If you know Bristol you can see that Park Street isn’t very kind to cardiac patients. It has a gradient to daunt Edmund Hillary and Tenzing Norgay. I feel like making a camp half way up the hill, to boil up a kettle and catch some gasps of thin air. Liz and I would bounce up there as students, but that was a whole different epoch. Light years back.
Fortunately I am going downhill - if that’s the right way to put it. My idea is to call at a place called Mike’s Café at the bottom of the street. That’s where Angela works and I decide to say hello to her, whether she wants my greeting or not. She stands about in the café in a blue uniform, rather similar to a school uniform, except for the white pinafore apron and legitimate cigarette breaks.
The café has an airy bohemian ambience. Where have all the artists and intellectuals gone? I can’t help wondering. These people’s trivial conversations just make my head ring. Man, the times have changed. It isn’t cool to be clever or even want to understand anything.
Not that Angie is rushed off her feet as a waitress. When I spot her she’s relaxing under the outside awning with friends. She has an impressive number of friends; hedonistic bat people who watch the world labour by. Mike’s Café is a perfect bolthole for them to regroup and recover from the night before. Unless, like me, the body clock has gone crazy. I have to settle back into Zen-like emptiness. There’s no ready cure for dysmorphia.

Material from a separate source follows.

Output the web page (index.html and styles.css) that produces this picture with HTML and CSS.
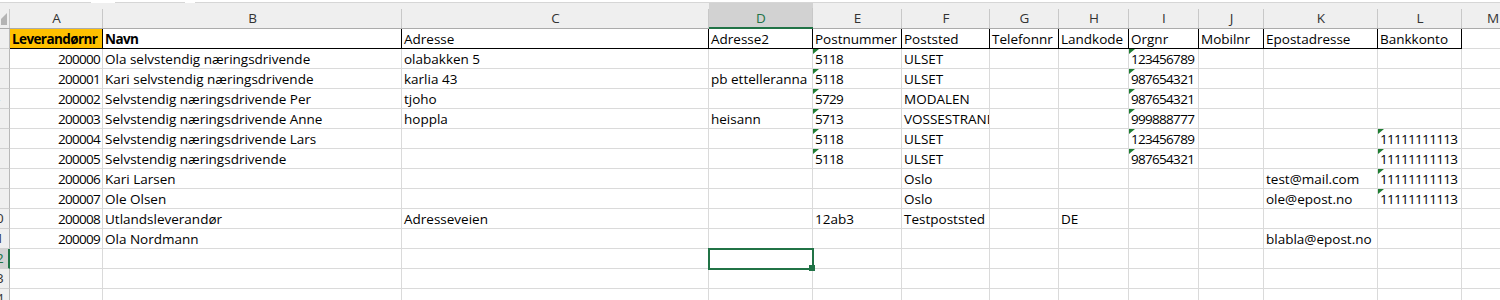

The chat staggers to a halt when they realise who’s coming to lunch. Angela spots my approach and she makes signals. What’s this all about? She would be happier if I waved and just kept walking by. At first I thought my trendy threads would be sure to impress these youths. They would be in respect and awe of a hep-cat guy. I’ve seen many of the greats in the flesh. But on the contrary, they are not impressed or intimidated: they regard me as a teetotal magistrate on a field trip.
“Hey, Angela! You don’t mind if I hang out with you for a bit, do you?”
I peel off my sunglasses and try to grin winningly. They are not impressed, but somebody jumps up and offers me a seat, as if I need one.
“Sit yourself down, Noah,” the guy says.
“Thanks boy. That’s kind of you,” I agree.
“Comfortable?”
“No need to fuss.”
Stuck with me, the group look about at each other awkwardly. Despite
my expensive aftershave there is a bad smell around here. It’s a beautiful morning but suddenly there are rain clouds in their view. But I’m not to be discouraged so easily. I always take along my own nuclear umbrella.
“Having a good day, Angie? Busy?” I venture.
She manages to grumble darkly through her fingers.
“So how’re you doin’ anyway, Mr Sheer?” one lad asks.
“Couldn’t be better,” I reply.
“Are you sure?” he says.
“Try that one on me again?” I say.
They give the impression that they don’t know where to look. They haven’t bumped into Angela’s Dad for a while. I’ve dropped into their group like an unwelcome gargoyle. They only remember the guy who was once going away on a romantic holiday. It’s hard for them to grasp that I now stay away from travel agents at all costs.
“This is a cool little café,” I tell them. “I enjoy coming here with my friends as well.”
“Lennon and McCartney,” Angie comments.
“Your mother and I used to come here,” I correct her.
“Did it exist in those days?” a girl asks.
“D’you know there used to be groups and artists performing in here?”
“Music in a café?”
“A folk club. Those were some talented guys. Great times.”
They remain unimpressed, distracted.
“What would you like?” This from the waitress still on duty. The girl stands eagerly next to me, notepad ready.
“Double espresso. Something to jab the life back into me.”
The chick scribbles this down into her little book.
The group continue to exchange ironic and impatient glances. Or they resume their nonchalant gestures of drinking and smoking; while cutting out any chat. I may resemble the thousand year old man, but I’m still interesting and attractive, don’t they realise?
“No thanks, I don’t smoke. That’s a lethal blend of tar and ‘monoxide,” I tell him.